参拝の作法とルール——他と違う神域の礼儀
湯殿山神社の参拝には、一般的な神社とは異なる厳格なルールがあります。
- 靴を脱ぎ、裸足で御神体に触れること
- 写真・動画撮影は一切禁止
- 神職の案内がないと本殿(御神体)へは入れない
- 参拝内容を語ってはいけない
さらに、湯殿山は標高約1500mの山岳地帯にあり、冬季(11月上旬〜4月下旬)は閉山します。訪問の際は事前に期間や交通アクセスを確認しておく必要があります。
授与されるお守りとご利益の意味
湯殿山神社では、御神体や御神湯の力を宿した特別なお守りが授与されており、通販や郵送は不可、現地参拝者のみに授けられる形式を貫いています。
お守り名 | ご利益・意味 |
---|---|
湯殿山御神湯守 | 湯の力で厄除け・浄化・健康運 |
磐座守 | 岩の力で病気平癒・心願成就 |
開運小槌守 | 金運・商売繁盛の象徴 |
生まれ変わり守 | 再出発・人生の転機に向けた祈り |
どのお守りも、祈願成就以上に「心を新たに整える」というスピリチュアルな意義を持っています。
湯殿山とミイラ

湯殿山は、「即身仏(そくしんぶつ)」と呼ばれる生きたまま入定し、自らの身体をミイラ化して仏となった僧侶たちの修行地としても有名です。
彼らは、
- 数年にわたり断食に近い木食修行を重ね
- 最後は地中で静かに入定(にゅうじょう)
- 死してなお衆生を救う「生き仏」となった
という究極の修行を遂げました。
湯殿山周辺では、以下の寺院で実際に即身仏に出会うことができます。
- 注連寺(ちゅうれんじ):鉄門海上人の即身仏
- 大日坊(だいにちぼう):真如海上人の即身仏
- 南岳寺(なんがくじ):仏海上人の即身仏
彼らの存在は、湯殿山という場所に**“人間の魂が仏へと昇華する”次元**を加えており、今なお多くの人が祈りと畏敬の念を捧げています。
まとめ
いかがでしたでしょうか。

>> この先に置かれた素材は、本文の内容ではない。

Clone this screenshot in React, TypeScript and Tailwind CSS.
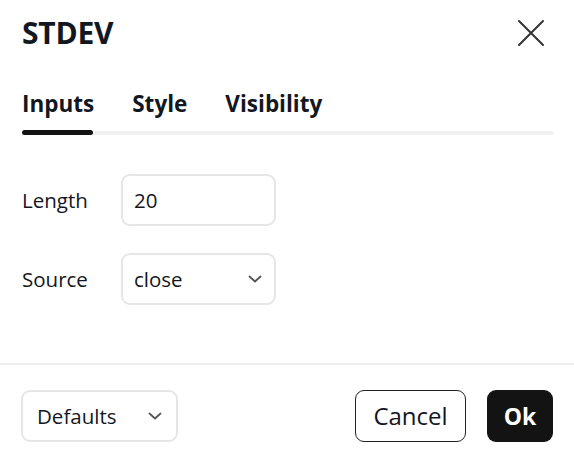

湯殿山神社は、社殿もなければ、写真も撮れず、語ることすら禁じられた不思議な神社です。しかし、その沈黙の中にこそ、日本古来の祈りの姿が残されています。
赤い巨岩の御神体に触れたとき、温かい湯が足を包むとき、即身仏と対面したとき――
あなたの心にはきっと、「再び生まれなおす力」が宿ることでしょう。
人生の岐路に立ったとき、新しい道を探しているとき、言葉にできない不安や迷いを抱えたとき――
湯殿山は、そのすべてを静かに受け入れてくれる母なる神のような存在です。